Then again, for every one beef or dairy farmer of my acquaintance I can probably name 15 or 20 urban or suburban gardeners. Each of whom (unless they've been brainwashed by slick salesmen into paying even higher prices for chemical plant foods) regularly shells out several dollars per bag for dried and ground cow flops, which, after all, are only about the best natural fertilizer that anyone can spread on a vegetable patch. (Get the picture? Cow manure — either real or ersatz — is a valuable commodity, and the price — like all prices — is going up every day.) These urban or surburban gardeners will be happy to learn how to make homemade fertilizer that resembles cow manure, without a cow.

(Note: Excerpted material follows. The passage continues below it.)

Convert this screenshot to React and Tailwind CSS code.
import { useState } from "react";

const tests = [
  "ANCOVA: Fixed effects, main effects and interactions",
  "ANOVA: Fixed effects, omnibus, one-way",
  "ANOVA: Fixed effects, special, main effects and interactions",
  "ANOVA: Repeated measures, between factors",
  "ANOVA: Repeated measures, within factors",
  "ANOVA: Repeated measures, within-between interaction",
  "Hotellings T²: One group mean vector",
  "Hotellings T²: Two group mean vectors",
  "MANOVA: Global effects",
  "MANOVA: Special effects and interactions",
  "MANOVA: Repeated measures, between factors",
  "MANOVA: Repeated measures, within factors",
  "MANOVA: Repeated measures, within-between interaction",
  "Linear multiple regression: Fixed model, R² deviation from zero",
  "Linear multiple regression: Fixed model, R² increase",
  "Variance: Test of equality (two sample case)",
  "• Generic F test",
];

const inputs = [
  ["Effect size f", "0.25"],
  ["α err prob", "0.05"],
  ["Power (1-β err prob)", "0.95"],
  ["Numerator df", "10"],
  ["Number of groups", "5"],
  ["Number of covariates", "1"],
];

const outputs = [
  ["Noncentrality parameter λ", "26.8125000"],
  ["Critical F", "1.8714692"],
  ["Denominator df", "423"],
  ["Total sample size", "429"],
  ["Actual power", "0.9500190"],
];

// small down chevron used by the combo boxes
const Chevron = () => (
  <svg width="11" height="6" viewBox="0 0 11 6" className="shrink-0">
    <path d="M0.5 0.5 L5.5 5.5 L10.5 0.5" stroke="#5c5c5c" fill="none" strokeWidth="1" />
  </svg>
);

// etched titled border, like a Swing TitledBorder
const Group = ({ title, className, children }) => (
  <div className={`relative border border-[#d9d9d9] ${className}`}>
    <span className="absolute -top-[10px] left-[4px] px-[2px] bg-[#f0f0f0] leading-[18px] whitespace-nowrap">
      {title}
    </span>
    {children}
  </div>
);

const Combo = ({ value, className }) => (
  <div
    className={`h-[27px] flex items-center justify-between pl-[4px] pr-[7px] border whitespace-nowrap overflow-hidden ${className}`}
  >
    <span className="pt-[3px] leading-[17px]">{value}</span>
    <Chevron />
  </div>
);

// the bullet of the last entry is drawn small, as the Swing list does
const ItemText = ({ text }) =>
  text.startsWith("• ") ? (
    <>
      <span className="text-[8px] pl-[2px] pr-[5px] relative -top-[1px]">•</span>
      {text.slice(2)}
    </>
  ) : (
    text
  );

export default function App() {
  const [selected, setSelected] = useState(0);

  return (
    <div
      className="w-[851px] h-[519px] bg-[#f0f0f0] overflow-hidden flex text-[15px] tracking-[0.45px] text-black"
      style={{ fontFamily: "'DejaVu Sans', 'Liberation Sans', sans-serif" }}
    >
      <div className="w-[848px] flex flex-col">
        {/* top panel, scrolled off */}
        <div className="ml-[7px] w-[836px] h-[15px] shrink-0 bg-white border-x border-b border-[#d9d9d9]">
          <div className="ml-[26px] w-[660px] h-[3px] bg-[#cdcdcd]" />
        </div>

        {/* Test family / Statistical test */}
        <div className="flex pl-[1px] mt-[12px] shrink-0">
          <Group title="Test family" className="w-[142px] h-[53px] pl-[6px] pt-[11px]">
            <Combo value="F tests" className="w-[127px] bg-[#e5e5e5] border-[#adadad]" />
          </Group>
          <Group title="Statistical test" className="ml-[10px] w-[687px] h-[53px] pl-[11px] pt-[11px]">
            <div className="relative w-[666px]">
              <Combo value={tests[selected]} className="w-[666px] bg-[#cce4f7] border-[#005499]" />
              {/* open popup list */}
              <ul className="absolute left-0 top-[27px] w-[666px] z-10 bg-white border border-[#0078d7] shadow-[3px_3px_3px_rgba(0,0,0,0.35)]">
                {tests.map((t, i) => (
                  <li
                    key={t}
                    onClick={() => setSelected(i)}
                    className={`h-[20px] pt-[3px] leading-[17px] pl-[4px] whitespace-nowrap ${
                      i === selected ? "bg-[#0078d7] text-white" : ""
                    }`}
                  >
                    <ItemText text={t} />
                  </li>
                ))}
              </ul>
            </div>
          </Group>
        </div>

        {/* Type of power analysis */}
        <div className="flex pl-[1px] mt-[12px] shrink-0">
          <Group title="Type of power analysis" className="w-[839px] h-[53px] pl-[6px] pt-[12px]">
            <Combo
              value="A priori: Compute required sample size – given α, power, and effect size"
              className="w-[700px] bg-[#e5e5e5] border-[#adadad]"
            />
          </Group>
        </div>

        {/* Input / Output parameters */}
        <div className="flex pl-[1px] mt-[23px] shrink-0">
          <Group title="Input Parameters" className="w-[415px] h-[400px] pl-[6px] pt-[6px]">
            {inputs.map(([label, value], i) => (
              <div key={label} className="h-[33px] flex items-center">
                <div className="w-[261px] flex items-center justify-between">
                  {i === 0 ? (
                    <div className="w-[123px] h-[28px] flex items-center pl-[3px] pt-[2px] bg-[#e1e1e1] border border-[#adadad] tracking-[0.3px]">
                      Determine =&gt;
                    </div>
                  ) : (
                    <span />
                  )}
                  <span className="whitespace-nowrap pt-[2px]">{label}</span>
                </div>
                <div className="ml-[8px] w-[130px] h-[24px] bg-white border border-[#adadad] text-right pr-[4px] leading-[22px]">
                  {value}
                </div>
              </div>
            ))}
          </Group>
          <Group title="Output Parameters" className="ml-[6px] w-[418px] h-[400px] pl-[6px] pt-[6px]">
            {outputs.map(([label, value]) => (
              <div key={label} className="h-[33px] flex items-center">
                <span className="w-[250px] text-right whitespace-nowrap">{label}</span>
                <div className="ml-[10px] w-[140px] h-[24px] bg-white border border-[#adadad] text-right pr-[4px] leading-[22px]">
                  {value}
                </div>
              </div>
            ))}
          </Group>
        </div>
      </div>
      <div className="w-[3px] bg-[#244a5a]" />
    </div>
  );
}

Make Homemade Fertilizer for Less!

The price, that is, continues to escalate if you're still forced to buy your natural fertilizer "straight from the cow"; a situation that I intend to rectify right now. Because, as I've learned, it's easier and far less expensive to recycle leaves, grass, and other organic material into a cow-manure-like plant food right in your own back yard by my method than it is to keep a real cow around to handle the same job for you.

How to Make Homemade Cow Manure

I stumbled onto my "secret," as I've mentioned, during a series of methane gas experiments. As you may know, this fuel (a close relative of natural gas) is produced when organic waste material of any kind — plant, animal, or human — is put into a sealed, airless (anaerobic) container — usually steel or concrete — and allowed to decompose. Although this process is understood reasonably well, there is still some controversy (at least among its grassroots practitioners) about just what organic waste materials — mixed together in just what proportions — will produce the optimum amounts of methane.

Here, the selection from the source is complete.